I suppose NAT could add some sort of minimal additional assurance but if you 
cannot pull off a simple firewall or routing policy you are already unable to 
adequately secure your network.

I see no technical reason that someone could not implement a transparent proxy 
whether it is v4 or v6.  It does not really violate the end-to-end model 
because the proxy connects to the remote system and the local system connects 
to the proxy so there really is not an end-to-end connection as much as there 
are two separate connections.  For that matter, is there really a technical 
reason that you could not do a NAT if you wanted to with IPv6?  All we are 
really talking about here is replacing one address with another.  Could you not 
get something similar by translating a routable IPv6 address to a link local 
address?  I don't think I would want to but I suppose you could if you are 
really married to NAT and private addressing.

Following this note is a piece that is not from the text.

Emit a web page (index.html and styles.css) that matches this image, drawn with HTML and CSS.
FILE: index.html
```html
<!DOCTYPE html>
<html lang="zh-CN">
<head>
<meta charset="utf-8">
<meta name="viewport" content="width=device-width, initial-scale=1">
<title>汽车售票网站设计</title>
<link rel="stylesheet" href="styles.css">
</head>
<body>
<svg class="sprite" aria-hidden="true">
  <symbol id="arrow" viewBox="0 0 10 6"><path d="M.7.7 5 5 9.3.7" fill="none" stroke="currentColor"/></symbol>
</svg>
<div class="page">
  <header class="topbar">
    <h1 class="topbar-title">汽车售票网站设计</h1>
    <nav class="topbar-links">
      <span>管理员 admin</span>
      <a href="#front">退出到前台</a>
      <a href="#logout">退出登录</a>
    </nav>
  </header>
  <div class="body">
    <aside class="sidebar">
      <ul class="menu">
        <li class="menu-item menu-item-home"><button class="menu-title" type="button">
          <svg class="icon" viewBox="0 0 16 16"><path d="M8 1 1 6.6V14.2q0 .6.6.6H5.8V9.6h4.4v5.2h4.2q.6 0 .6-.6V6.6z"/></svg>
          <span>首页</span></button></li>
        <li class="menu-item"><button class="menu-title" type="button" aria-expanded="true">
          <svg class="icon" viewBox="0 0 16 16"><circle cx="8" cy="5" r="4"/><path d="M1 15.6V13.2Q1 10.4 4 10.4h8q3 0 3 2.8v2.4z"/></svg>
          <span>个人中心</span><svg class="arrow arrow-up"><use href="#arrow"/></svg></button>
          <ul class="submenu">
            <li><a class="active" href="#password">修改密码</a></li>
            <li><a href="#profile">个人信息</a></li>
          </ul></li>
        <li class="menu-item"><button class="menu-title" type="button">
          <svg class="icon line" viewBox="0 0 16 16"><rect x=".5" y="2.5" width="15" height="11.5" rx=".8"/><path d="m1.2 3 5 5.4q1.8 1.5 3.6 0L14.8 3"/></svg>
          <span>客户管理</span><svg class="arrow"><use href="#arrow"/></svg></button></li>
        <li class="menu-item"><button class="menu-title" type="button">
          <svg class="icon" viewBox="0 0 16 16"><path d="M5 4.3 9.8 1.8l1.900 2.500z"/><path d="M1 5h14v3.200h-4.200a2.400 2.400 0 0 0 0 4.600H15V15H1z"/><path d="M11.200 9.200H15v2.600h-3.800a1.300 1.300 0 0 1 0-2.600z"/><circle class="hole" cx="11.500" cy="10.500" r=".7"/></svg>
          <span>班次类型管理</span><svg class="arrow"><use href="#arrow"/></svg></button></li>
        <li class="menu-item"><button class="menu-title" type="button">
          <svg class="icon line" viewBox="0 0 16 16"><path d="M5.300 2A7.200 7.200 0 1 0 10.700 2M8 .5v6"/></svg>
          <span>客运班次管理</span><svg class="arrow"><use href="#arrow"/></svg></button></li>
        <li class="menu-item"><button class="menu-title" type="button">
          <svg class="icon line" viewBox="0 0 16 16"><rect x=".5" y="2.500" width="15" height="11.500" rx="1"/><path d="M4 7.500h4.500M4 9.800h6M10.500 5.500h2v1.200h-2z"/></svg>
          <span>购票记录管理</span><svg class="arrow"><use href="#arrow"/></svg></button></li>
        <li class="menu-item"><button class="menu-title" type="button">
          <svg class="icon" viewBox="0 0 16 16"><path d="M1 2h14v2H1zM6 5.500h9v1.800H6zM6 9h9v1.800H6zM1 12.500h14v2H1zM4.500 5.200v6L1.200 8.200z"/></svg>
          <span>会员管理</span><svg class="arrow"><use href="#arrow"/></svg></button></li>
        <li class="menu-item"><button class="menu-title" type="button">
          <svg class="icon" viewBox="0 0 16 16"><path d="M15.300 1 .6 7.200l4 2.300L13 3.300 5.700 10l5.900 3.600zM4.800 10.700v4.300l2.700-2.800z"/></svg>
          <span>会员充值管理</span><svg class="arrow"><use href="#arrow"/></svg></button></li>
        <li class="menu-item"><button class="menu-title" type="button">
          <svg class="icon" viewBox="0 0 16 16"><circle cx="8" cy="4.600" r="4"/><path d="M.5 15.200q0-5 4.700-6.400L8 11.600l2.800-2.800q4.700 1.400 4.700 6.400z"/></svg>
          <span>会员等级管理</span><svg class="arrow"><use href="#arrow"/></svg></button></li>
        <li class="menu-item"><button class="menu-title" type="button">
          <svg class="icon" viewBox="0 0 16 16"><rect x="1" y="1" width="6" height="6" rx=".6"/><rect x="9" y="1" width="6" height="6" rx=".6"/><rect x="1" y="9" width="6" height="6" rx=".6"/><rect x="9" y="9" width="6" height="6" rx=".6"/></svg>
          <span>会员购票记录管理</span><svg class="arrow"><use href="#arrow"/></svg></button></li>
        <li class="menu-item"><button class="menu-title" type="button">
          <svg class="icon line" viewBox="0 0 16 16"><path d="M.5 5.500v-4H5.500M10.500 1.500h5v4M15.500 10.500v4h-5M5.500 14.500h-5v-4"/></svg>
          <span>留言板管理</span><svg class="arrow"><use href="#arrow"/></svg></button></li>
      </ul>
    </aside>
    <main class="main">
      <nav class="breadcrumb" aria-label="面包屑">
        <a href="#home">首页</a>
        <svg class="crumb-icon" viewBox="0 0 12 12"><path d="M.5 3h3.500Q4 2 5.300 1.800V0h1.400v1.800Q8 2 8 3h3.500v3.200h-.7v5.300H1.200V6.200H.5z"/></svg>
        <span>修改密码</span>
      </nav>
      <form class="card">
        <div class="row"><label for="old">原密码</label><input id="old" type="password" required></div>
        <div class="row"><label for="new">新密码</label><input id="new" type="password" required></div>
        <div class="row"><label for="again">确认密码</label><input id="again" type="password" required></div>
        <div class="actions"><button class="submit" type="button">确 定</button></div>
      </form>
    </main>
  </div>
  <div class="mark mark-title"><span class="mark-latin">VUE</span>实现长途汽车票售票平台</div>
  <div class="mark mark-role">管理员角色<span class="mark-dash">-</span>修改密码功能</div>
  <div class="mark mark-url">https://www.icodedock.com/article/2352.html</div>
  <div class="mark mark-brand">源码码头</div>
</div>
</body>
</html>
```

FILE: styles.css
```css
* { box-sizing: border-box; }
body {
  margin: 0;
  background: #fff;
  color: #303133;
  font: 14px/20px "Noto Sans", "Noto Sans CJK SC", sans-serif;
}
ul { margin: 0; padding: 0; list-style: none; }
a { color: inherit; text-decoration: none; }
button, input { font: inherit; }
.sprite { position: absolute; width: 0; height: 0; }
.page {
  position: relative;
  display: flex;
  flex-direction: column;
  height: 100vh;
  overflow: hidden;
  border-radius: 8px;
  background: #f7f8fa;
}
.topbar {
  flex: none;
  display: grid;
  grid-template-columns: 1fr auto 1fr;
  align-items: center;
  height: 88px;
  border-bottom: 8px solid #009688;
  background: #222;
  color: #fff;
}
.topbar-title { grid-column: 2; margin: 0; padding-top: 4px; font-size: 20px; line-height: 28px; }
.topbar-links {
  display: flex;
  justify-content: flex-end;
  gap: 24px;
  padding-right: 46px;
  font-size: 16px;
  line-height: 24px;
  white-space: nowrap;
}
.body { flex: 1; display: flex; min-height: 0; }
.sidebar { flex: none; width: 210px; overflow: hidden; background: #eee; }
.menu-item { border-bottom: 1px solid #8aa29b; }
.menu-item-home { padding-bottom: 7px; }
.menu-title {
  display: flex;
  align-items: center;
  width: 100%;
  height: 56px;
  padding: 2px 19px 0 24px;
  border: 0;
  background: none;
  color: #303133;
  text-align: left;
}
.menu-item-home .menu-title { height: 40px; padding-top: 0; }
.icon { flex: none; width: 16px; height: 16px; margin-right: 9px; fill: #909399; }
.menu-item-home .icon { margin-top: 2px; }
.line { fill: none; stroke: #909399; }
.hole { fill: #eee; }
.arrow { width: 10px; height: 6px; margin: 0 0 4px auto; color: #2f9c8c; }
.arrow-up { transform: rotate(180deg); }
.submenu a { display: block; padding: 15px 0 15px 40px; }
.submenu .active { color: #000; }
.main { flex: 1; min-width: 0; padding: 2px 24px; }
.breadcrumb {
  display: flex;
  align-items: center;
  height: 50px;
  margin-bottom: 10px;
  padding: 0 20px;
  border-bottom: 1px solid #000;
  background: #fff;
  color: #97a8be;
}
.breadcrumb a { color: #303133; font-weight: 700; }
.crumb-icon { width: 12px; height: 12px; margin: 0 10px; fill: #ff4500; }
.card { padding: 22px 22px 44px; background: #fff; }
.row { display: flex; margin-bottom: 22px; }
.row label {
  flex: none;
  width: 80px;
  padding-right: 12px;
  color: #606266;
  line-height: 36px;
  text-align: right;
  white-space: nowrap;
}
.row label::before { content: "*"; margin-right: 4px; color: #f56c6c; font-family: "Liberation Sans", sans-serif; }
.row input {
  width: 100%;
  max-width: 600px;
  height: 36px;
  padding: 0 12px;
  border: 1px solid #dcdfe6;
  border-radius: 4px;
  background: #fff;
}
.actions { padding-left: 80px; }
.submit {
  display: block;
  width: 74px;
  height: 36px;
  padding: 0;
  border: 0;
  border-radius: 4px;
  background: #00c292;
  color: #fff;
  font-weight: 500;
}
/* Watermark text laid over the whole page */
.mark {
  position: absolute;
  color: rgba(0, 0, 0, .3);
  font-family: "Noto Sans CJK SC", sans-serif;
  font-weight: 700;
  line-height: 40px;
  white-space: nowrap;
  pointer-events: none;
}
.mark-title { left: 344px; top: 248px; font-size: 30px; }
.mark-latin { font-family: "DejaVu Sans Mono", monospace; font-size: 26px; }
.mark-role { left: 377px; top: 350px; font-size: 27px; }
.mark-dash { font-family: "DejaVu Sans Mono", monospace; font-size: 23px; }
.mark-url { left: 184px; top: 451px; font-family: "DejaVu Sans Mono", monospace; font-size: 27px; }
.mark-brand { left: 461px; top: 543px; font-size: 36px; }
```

I, for one, will not miss NAT very much.  I have seen quite a few misconfigured 
NATs and holes being punched through firewalls because applications don't like 
NATs to believe that they are at least as much trouble as they are worth as a 
security feature.

Steven Naslund

-----Original Message-----
From: William Herrin [mailto:b...@herrin.us] 
Sent: Monday, March 24, 2014 11:21 AM
To: Karl Auer
Cc: nanog@nanog.org
Subject: Re: misunderstanding scale

On Mon, Mar 24, 2014 at 3:00 AM, Karl Auer <ka...@biplane.com.au> wrote:
> Addressable is not the same as
> accessible; routable is not the same as routed.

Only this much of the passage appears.